If you have the patience for it, the unrestored press will probably be your cheapest option. I haven’t paid more than $250 each or so for the last 4 tabletop presses I’ve bought. Of course, if time, rather than money, is the scarcest resource, then restored or currently-operational presses make sense. Finally, most of the operational presses would, if you test them beforehand, offer the added security of knowing that they indeed can print right now. You might come across some unpleasant surprises in the unrestored press market. I suppose.

Probably you’ll have to weigh those advantages for each possible press purchase. And if you’re like me, eventually excitement will win out and you’ll pull the trigger somewhere. Good luck in the press search.

Well, I’ve yet to find anyone around here who restores presses so if for some reason I get in over my head, I’d be a little stuck. Like if I decided I no longer wanted to restore it myself and wanted to have someone else do it, my only option would be to shipping it to someone and then have them ship it back.

Also, I live in an apartment so my own resources are limited…like no garage, no tools, etc. I have a friend with a shop and I’m sure he’s got all the tools that I would even imagine needing but he probably doesn’t even know what a letterpress is.

Being a newbie, I can see how this seemingly simple process could potentially go wrong and end up costing me more than if I just bought one that’s ready to go.
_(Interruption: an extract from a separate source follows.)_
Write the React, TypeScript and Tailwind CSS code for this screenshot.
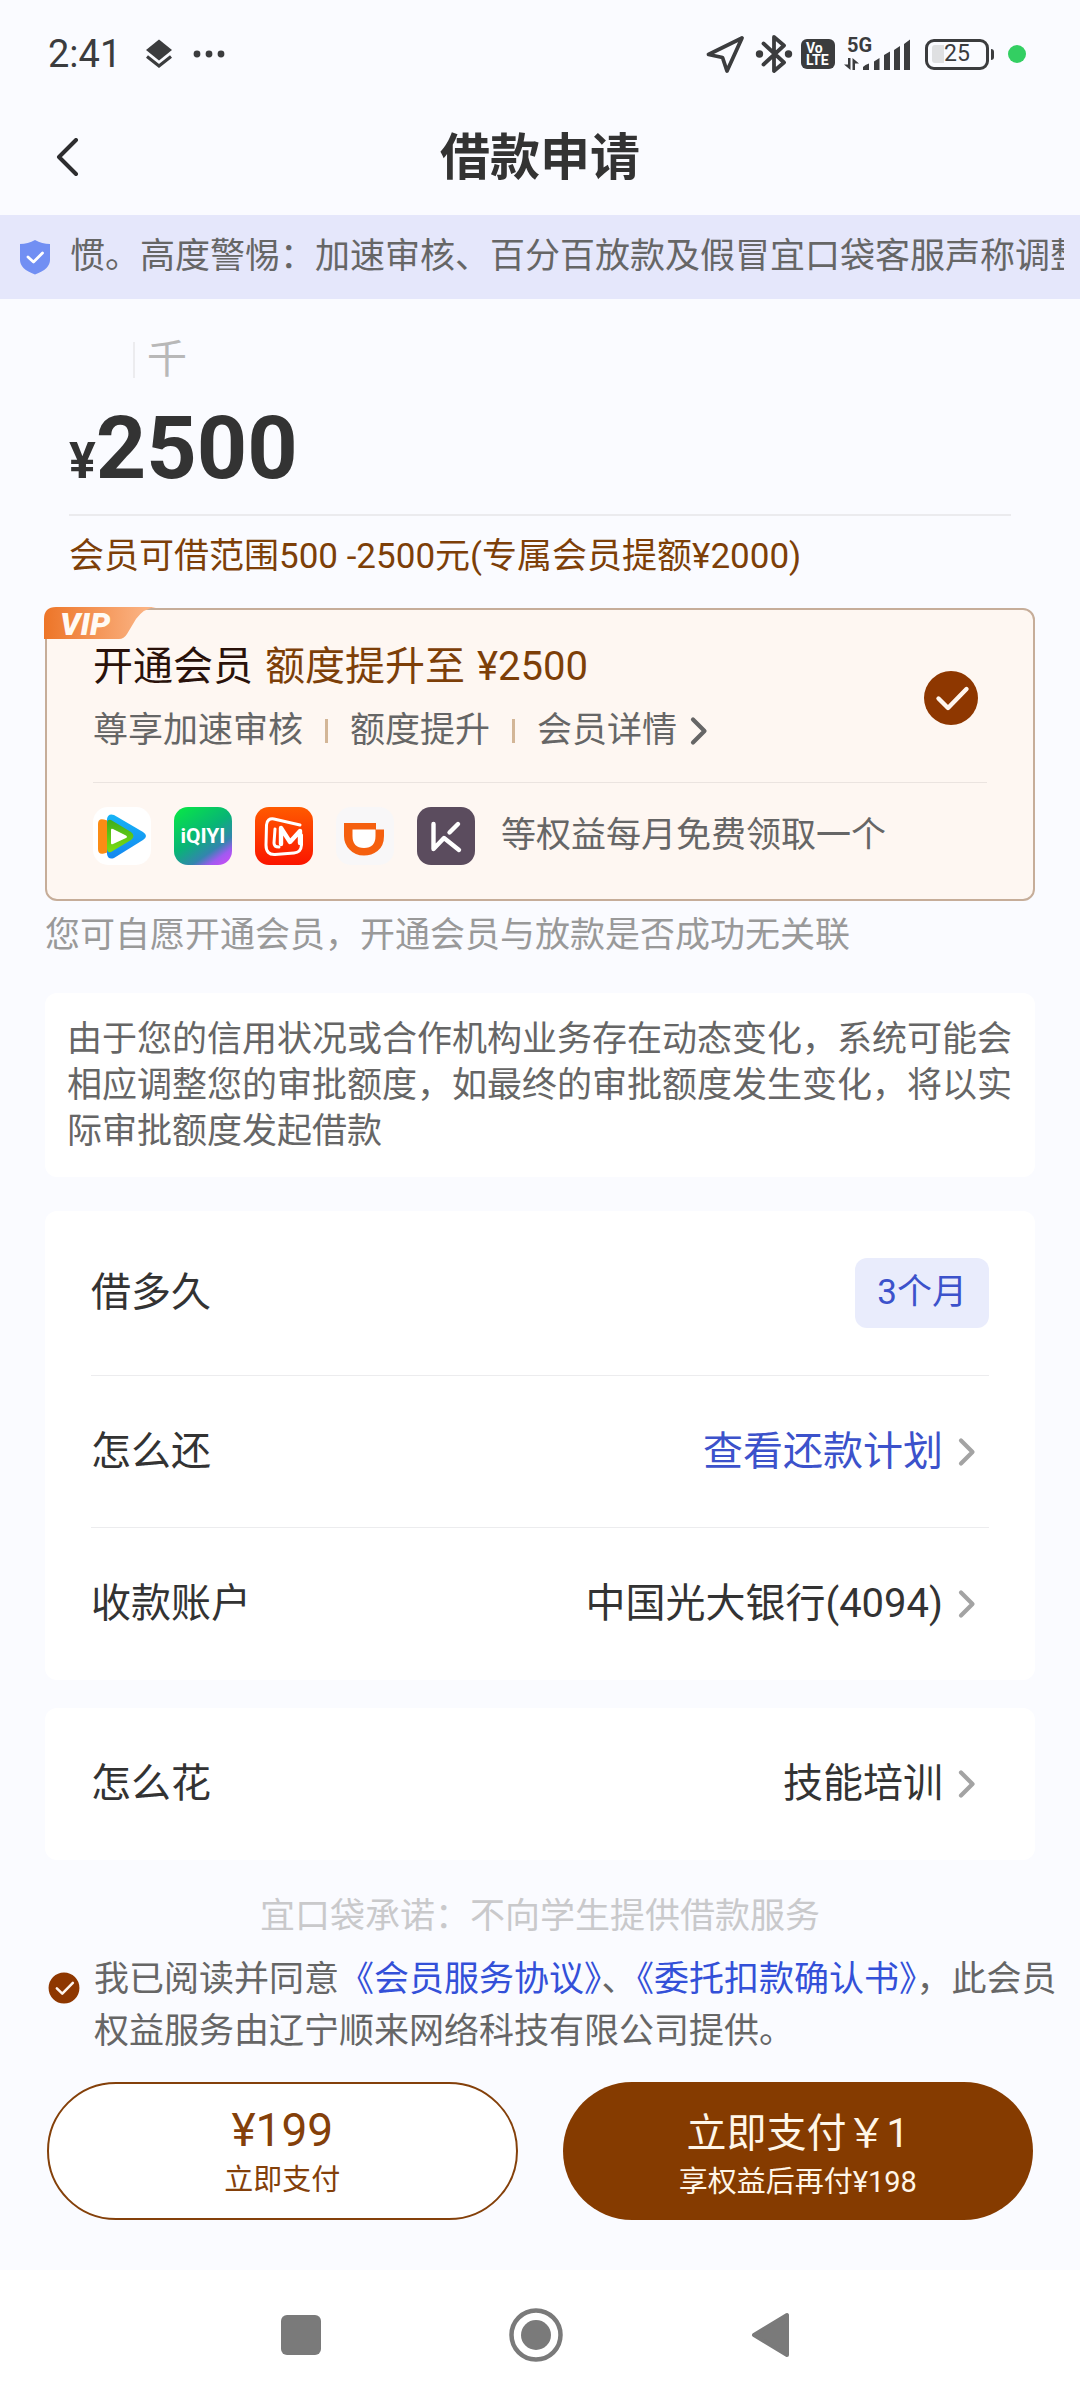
import type { ReactNode } from "react";

function StatusBar() {
  return (
    <div className="flex h-[108px] items-center justify-between pl-12 pr-[54px] text-[#3b3c3e]">
      <div className="flex items-center">
        <span className="text-[38px] leading-[40px]">2:41</span>
        <svg className="ml-6 h-8 w-[28px]" viewBox="0 0 28 32" fill="currentColor">
          <path d="M14 1.5 27 12 14 22.5 1 12Z" />
          <path d="M2 18.5 14 28 26 18.5" fill="none" stroke="currentColor" strokeWidth="3.2" />
        </svg>
        <svg className="ml-5 h-2 w-8" viewBox="0 0 32 8" fill="currentColor">
          <circle cx="4" cy="4" r="3.4" />
          <circle cx="16" cy="4" r="3.4" />
          <circle cx="28" cy="4" r="3.4" />
        </svg>
      </div>
      <div className="flex items-center">
        <svg className="h-10 w-10" viewBox="0 0 40 40" fill="none" stroke="currentColor" strokeWidth="3.8" strokeLinejoin="round">
          <path d="M37 4 3.500 20.500 17.500 23.500 22 37Z" />
        </svg>
        <svg className="ml-2.5 h-10 w-[38px]" viewBox="0 0 38 40" fill="none" stroke="currentColor" strokeWidth="3.8" strokeLinecap="round" strokeLinejoin="round">
          <path d="M8.500 9.500 29 28.500 19 37V3L29 11.500 8.500 30.500" />
          <circle cx="4.500" cy="20" r="3.700" fill="currentColor" stroke="none" />
          <circle cx="33.500" cy="20" r="3.700" fill="currentColor" stroke="none" />
        </svg>
        <div className="ml-2 flex h-[30px] w-[34px] flex-col items-center justify-center rounded-[6px] bg-[#3b3c3e] text-[14px] font-bold leading-[12px] text-white">
          <span className="w-6">Vo</span>
          <span className="w-6">LTE</span>
        </div>
        <svg className="ml-2 h-9 w-[70px] overflow-visible" viewBox="0 0 70 36" fill="currentColor">
          <text x="4" y="16" fontSize="20" fontWeight="700">5G</text>
          <path d="M7.500 22V34L1 28.500H5V22ZM9.500 34V22L16 27.500H12V34Z" />
          <path d="M20 34V31Q22 28.500 26 27.500V34ZM31 34V25.500L36.500 22V34ZM41 34V19L47 15.500V34ZM51 34V14L57 10V34ZM61 34V8L67 3.500V34Z" />
        </svg>
        <div className="ml-3 flex items-center">
          <div className="flex h-[31px] w-[64px] items-center rounded-[9px] border-3 border-[#3b3c3e] p-1">
            <div className="h-[18px] w-3 shrink-0 rounded-l-[3px] bg-[#dfe0e2]" />
            <span className="text-[23px] leading-6">25</span>
          </div>
          <div className="ml-0.5 h-[11px] w-[3px] rounded-r-sm bg-[#3b3c3e]" />
        </div>
        <div className="ml-3.5 size-[18px] rounded-full bg-[#33cf62]" />
      </div>
    </div>
  );
}

function CheckCircle({ id, label, className }: { id: string; label: string; className: string }) {
  return (
    <label htmlFor={id} className={`relative block shrink-0 ${className}`}>
      <input id={id} type="checkbox" defaultChecked aria-label={label} className="sr-only" />
      <svg viewBox="0 0 56 56" className="block size-full" fill="none">
        <circle cx="28" cy="28" r="27" fill="#8e3700" />
        <path d="M15.500 28.500 25 38 43.500 19" stroke="#fff6ef" strokeWidth="4.400" strokeLinecap="round" strokeLinejoin="round" />
      </svg>
    </label>
  );
}

function Chevron({ className }: { className: string }) {
  return (
    <svg className={`h-[30px] w-5 shrink-0 ${className}`} viewBox="0 0 20 30" fill="none" stroke="currentColor" strokeWidth="4.200" strokeLinecap="round" strokeLinejoin="round">
      <path d="M4 3.500 15.500 15 4 26.500" />
    </svg>
  );
}

function Row({ label, children }: { label: string; children: ReactNode }) {
  return (
    <div className="flex h-[152px] items-center justify-between">
      <span>{label}</span>
      {children}
    </div>
  );
}

function PartnerIcons() {
  return (
    <div className="flex gap-[23px]">
      <svg className="size-[58px]" viewBox="0 0 58 58">
        <defs>
          <linearGradient id="tv" x1="0" y1="0" x2="0" y2="1">
            <stop offset="0" stopColor="#16b4f6" />
            <stop offset="1" stopColor="#1487f0" />
          </linearGradient>
          <linearGradient id="tvGreen" x1="0" y1="0" x2="0" y2="1">
            <stop offset="0" stopColor="#3fae1c" />
            <stop offset="1" stopColor="#7ddd12" />
          </linearGradient>
        </defs>
        <rect width="58" height="58" rx="15" fill="#fff" />
        <path d="M5 17Q5 11 11 12.500L16 14V45L11 46.500Q5 48 5 42Z" fill="#fb8c14" />
        <path d="M14 12Q15 6 21 8L50 25Q56 29 50 33L21 51Q15 53 14 47Z" fill="url(#tv)" />
        <path d="M14 17Q14 12 18 13L38 25Q43 29 38 33L18 45Q14 46 14 41Z" fill="url(#tvGreen)" />
        <path d="M18 23Q18 21 20 22L33 28.500Q35 30 33 31L20 37Q18 38 18 36Z" fill="#fff" />
      </svg>
      <svg className="size-[58px]" viewBox="0 0 58 58">
        <defs>
          <linearGradient id="iq" x1="0.200" y1="0" x2="0.900" y2="1">
            <stop offset="0" stopColor="#08e14c" />
            <stop offset="0.450" stopColor="#08b476" />
            <stop offset="0.720" stopColor="#3385ae" />
            <stop offset="0.860" stopColor="#a05af0" />
            <stop offset="1" stopColor="#c94df5" />
          </linearGradient>
        </defs>
        <rect width="58" height="58" rx="14" fill="url(#iq)" />
        <text x="29" y="36" textAnchor="middle" fontSize="21" fontWeight="700" fill="#fff">iQIYI</text>
      </svg>
      <svg className="size-[58px]" viewBox="0 0 58 58" fill="none" stroke="#fff" strokeLinecap="round" strokeLinejoin="round">
        <defs>
          <linearGradient id="mg" x1="0" y1="0" x2="0" y2="1">
            <stop offset="0" stopColor="#ff5a00" />
            <stop offset="1" stopColor="#fb1500" />
          </linearGradient>
        </defs>
        <rect width="58" height="58" rx="14" fill="url(#mg)" stroke="none" />
        <path d="M45 18 19 12Q12 11 11.500 18L11 38Q11 48 20 47.500L39 46Q46 45.500 46.500 38V28" strokeWidth="3" />
        <path d="M20 22 19 36Q19 40 24 40" strokeWidth="3" />
        <path d="M26 37V21L35 35 45 24V36" strokeWidth="4.400" />
      </svg>
      <svg className="size-[58px]" viewBox="0 0 58 58">
        <rect width="58" height="58" rx="15" fill="#f8f7f8" />
        <path d="M8 16H40V22.500H48V29Q48 39 41.500 44 35.500 48.500 28 48.500 19 48.500 13.500 42.500 8 37 8 29Z" fill="#f5600f" />
        <path d="M16.500 22.500H39.500V29Q39.500 41 28 41 16.500 41 16.500 29Z" fill="#fff" />
      </svg>
      <svg className="size-[58px]" viewBox="0 0 58 58" fill="none" stroke="#fff" strokeWidth="4.400" strokeLinecap="round" strokeLinejoin="round">
        <rect width="58" height="58" rx="14" fill="#5b4c5e" stroke="none" />
        <path d="M16.500 17V42L27 31 42 43M32.500 25.500 41 17" />
      </svg>
    </div>
  );
}

function VipBadge() {
  return (
    <svg className="absolute -left-[3px] -top-[3px] h-8 w-28 overflow-visible" viewBox="0 0 112 32">
      <defs>
        <linearGradient id="vip" x1="0" y1="0" x2="1" y2="0">
          <stop offset="0" stopColor="#ed7528" />
          <stop offset="1" stopColor="#fcb98c" />
        </linearGradient>
      </defs>
      <path d="M12 0H112Q100 1 92 12L83 27Q80 32 75 32H0V12Q0 0 12 0Z" fill="url(#vip)" />
      <text x="16" y="28" fontSize="32" fontWeight="900" fontStyle="italic" fill="#fffaf4">VIP</text>
    </svg>
  );
}

export default function App() {
  return (
    <div className="flex min-h-screen flex-col bg-[#fafbff] font-['Roboto','Noto_Sans_CJK_SC',sans-serif] text-[35px] leading-[46px] text-[#666]">
      <StatusBar />

      <header className="grid h-[107px] grid-cols-[120px_1fr_120px] items-center pb-2">
        <button type="button" aria-label="返回" className="pl-14 text-[#2d2d2f]">
          <svg className="h-10 w-6" viewBox="0 0 24 40" fill="none" stroke="currentColor" strokeWidth="4" strokeLinecap="round" strokeLinejoin="round">
            <path d="M20 2 3 19 20 36" />
          </svg>
        </button>
        <h1 className="text-center text-[50px] font-bold leading-[60px] text-[#333]">借款申请</h1>
      </header>

      <div className="flex h-[84px] items-center bg-[#e5e7fb] pl-5 pr-4">
        <svg className="h-9 w-[30px] shrink-0" viewBox="0 0 30 36">
          <path d="M15 1Q22 5 30 5V21Q30 30 15 35.500 0 30 0 21V5Q8 5 15 1Z" fill="#718ff3" />
          <path d="M8 18 13.500 23 22.500 14" fill="none" stroke="#fff" strokeWidth="2.800" strokeLinecap="round" strokeLinejoin="round" />
        </svg>
        <p className="ml-5 flex-1 overflow-hidden whitespace-nowrap">
          惯。高度警惕：加速审核、百分百放款及假冒宜口袋客服声称调整
        </p>
      </div>

      <main className="flex flex-col px-[45px]">
        <section className="mx-6">
          <div className="flex items-center pl-16 pt-9 text-[40px] leading-[50px] text-[#b8b8b8]">
            <span className="mr-3 h-9 w-0.5 bg-[#ececef]" />
            千
          </div>
          <p className="flex h-[131px] items-baseline border-b-2 border-[#ebebee] pt-1.5 font-bold leading-[114px] text-[#333]">
            <span className="text-[50px]">¥</span>
            <span className="text-[88px]">2500</span>
          </p>
          <p className="mt-[18px] text-[#7d3f08]">会员可借范围500 -2500元(专属会员提额¥2000)</p>
        </section>

        <section className="relative mt-7 rounded-xl border-2 border-[#c6ad99] bg-[#fef7f2] px-[46px] pb-[34px] pt-8">
          <VipBadge />
          <div className="flex items-start justify-between">
            <div>
              <h2 className="flex gap-3 text-[40px] leading-[50px] text-[#2a120a]">
                开通会员
                <span className="text-[#7d3f08]">额度提升至</span>
                <span className="text-[#7d3f08]">¥2500</span>
              </h2>
              <div className="mt-4 flex items-center">
                <span>尊享加速审核</span>
                <span className="mx-[22px] h-6 w-[3px] bg-[#d3b697]" />
                <span>额度提升</span>
                <span className="mx-[22px] h-6 w-[3px] bg-[#d3b697]" />
                <a href="#member" className="flex items-center">
                  会员详情
                  <Chevron className="ml-3" />
                </a>
              </div>
            </div>
            <CheckCircle id="vip-open" label="开通会员" className="mr-2 mt-7 size-14" />
          </div>
          <div className="mt-7 flex items-center border-t border-[#ebe4e0] pt-6">
            <PartnerIcons />
            <span className="ml-[26px]">等权益每月免费领取一个</span>
          </div>
        </section>
        <p className="mt-3 text-[#999]">您可自愿开通会员，开通会员与放款是否成功无关联</p>

        <p className="mt-[34px] rounded-xl bg-white px-[22px] pb-[22px] pt-6">
          由于您的信用状况或合作机构业务存在动态变化，系统可能会相应调整您的审批额度，如最终的审批额度发生变化，将以实际审批额度发起借款
        </p>

        <section className="mt-[34px] divide-y divide-[#ececee] rounded-xl bg-white px-[46px] text-[40px] leading-[50px] text-[#333]">
          <div className="flex h-[165px] items-center justify-between">
            <span>借多久</span>
            <button type="button" className="rounded-xl bg-[#e9ecfc] px-[22px] py-3 text-[35px] leading-[46px] text-[#3c52cb]">3个月</button>
          </div>
          <Row label="怎么还">
            <a href="#plan" className="flex items-center text-[#3c52cb]">
              查看还款计划
              <Chevron className="ml-3.5 mr-3 text-[#a3a3a3]" />
            </a>
          </Row>
          <Row label="收款账户">
            <button type="button" className="flex items-center">
              中国光大银行(4094)
              <Chevron className="ml-3.5 mr-3 text-[#a3a3a3]" />
            </button>
          </Row>
        </section>

        <section className="mt-7 rounded-xl bg-white px-[46px] text-[40px] leading-[50px] text-[#333]">
          <Row label="怎么花">
            <button type="button" className="flex items-center">
              技能培训
              <Chevron className="ml-3.5 mr-3 text-[#a3a3a3]" />
            </button>
          </Row>
        </section>

        <p className="mt-[34px] text-center text-[#c9c9cb]">宜口袋承诺：不向学生提供借款服务</p>
      </main>

      <footer className="mt-3.5">
        <div className="flex items-start pl-12 pr-3">
          <CheckCircle id="agree" label="我已阅读并同意" className="mt-[18px] size-8" />
          <p className="ml-3.5 leading-[52px]">
            我已阅读并同意<a href="#member-terms" className="text-[#3350d8]">《会员服务协议》</a>、<a href="#debit-terms" className="text-[#3350d8]">《委托扣款确认书》</a>，此会员权益服务由辽宁顺来网络科技有限公司提供。
          </p>
        </div>
        <div className="mt-6 grid grid-cols-2 gap-[45px] px-[47px]">
          <button type="button" className="flex h-[138px] flex-col items-center justify-center rounded-full border-2 border-[#84400a] bg-white pt-1 text-[#84400a]">
            <span className="text-[46px] leading-[54px]">¥199</span>
            <span className="text-[29px] leading-[46px]">立即支付</span>
          </button>
          <button type="button" className="flex h-[138px] flex-col items-center justify-center rounded-full bg-[#853b00] pt-3 text-[#fff6e8]">
            <span className="text-[40px] leading-[50px]">立即支付￥1</span>
            <span className="text-[29px] leading-[46px]">享权益后再付¥198</span>
          </button>
        </div>
      </footer>

      <nav className="mt-auto flex h-[130px] items-center justify-center gap-[188px] bg-white pr-2">
        <button type="button" aria-label="最近任务">
          <svg className="size-10" viewBox="0 0 40 40" fill="#7a7a7a">
            <rect width="40" height="40" rx="6" />
          </svg>
        </button>
        <button type="button" aria-label="主屏幕">
          <svg className="size-[54px]" viewBox="0 0 54 54" fill="#7a7a7a">
            <circle cx="27" cy="27" r="24.500" fill="none" stroke="#7a7a7a" strokeWidth="4.500" />
            <circle cx="27" cy="27" r="15" />
          </svg>
        </button>
        <button type="button" aria-label="返回上一级">
          <svg className="h-[46px] w-10" viewBox="0 0 40 46" fill="#7a7a7a" stroke="#7a7a7a" strokeWidth="4" strokeLinejoin="round">
            <path d="M36 3V43L3 23Z" />
          </svg>
        </button>
      </nav>
    </div>
  );
}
So yes, you’re right…definitely weighing the options!
Thanks for all the advice everyone.

If you need a piece of sculpture for your printing (in other words the press as art) a “restored” press will fill that bill. but cost quite a lot. If you just want to print, a press that works can be a little grungy but it may print better than a “restored” press. The main consideration is: are all the parts there and in good shape (not broken or improperly repaired), and is the design of the press capable of performing the work you want to do? If you’re after deep impression printing, a Kelsey is not your best choice; if you just want to print small cards and similar smaller and simpler items without smashing the paper, a small Kelsey or Adana will handle that. As the discussion recently about the “restored” presses being marketed by one entrepreneur reveals, “restored” is not always better, and never cheap.


I’d have to agree with Bob. A recently used press may be a better buy than one which has been repainted (in some cases that is all that is done to restore a press these days).

The outside appearance of the press does little to improve the printing it does.

Take a moment and check out our services. If we can help you drop us a note or pick up the phone & call.

Best of luck



If you can find an unrestored press, it is possible to restore it yourself. I agree with jhenry that most “restoration” consists of a bad repainting job. I recently got a Kelsey Excelsior 6x10 that someone spray-painted all over without even taking anything apart. Luckily I got it for $60.

But I totally understand that restoring a press can be daunting. I have been restoring my Kelsey for the past month or so. It has just been me and my boyfriend (who has access to a machine shop through his work). I am a total amateur at restoration, but it can be done right!

If your friend has (and is willing to help you learn how to use) a lathe, you can do the restoration pretty cheaply. You just have to commit to putting in a lot of hours and elbow grease.

I have been posting about my restoration on my blog. We did a full strip down to the castings, repainted, and even machined new parts. You can check it out, and maybe it will give you an idea of the work that needs to go into restoring a press:

Taking the press apart:
Sandblasting, priming, painting:
Watching paint dry:
Painted lettering:
Reassembling the platen:
(I just finished reassembling the press this weekend, so I will be posting about cutting and fitting dowel pins, retaining rings and grease later this week).
I just added a new post on:
Cutting & Fitting New Dowel Pins:

Fantastic! Thanks Alexis!
I bookmarked your site. I was contact by a local who’s looking to get rid of his C&P Pilot. Just waiting on pictures before I arrange a time to check it out and name my price.

He says the handle is broken but that seems like an easy fix.